--- BEGIN DATASET EXTRACT ---
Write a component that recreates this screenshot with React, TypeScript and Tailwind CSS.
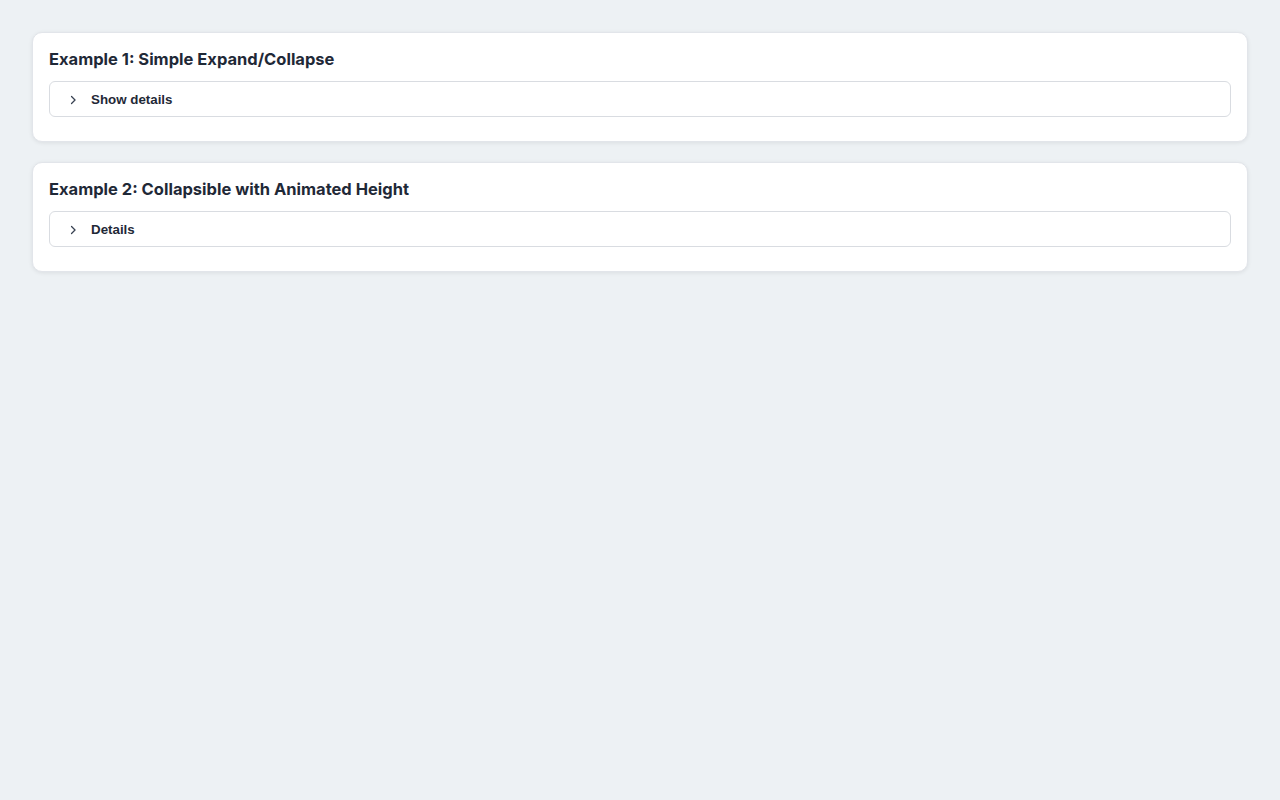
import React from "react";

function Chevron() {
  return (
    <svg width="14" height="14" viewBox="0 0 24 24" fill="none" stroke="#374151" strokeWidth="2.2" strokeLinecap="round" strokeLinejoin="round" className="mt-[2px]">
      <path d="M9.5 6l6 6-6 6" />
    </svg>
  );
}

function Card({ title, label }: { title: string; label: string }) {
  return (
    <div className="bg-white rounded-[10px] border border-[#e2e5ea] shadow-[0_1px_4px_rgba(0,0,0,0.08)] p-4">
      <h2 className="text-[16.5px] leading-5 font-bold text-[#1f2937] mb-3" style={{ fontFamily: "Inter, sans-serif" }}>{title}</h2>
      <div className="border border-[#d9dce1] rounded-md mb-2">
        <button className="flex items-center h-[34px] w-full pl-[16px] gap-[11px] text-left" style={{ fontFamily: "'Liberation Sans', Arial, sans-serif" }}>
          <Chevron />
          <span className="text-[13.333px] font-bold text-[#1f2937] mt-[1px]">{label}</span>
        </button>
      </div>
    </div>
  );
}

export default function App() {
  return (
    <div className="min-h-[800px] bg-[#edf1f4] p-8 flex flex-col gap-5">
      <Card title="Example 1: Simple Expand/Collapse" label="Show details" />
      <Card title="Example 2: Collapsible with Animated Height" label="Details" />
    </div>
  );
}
--- END DATASET EXTRACT ---
→ PROBLEM DESCRIPTION
From the listing above, pick out every line containing "React".

→ EXERCISE ANSWER
Write a component that recreates this screenshot with React, TypeScript and Tailwind CSS.
import React from "react";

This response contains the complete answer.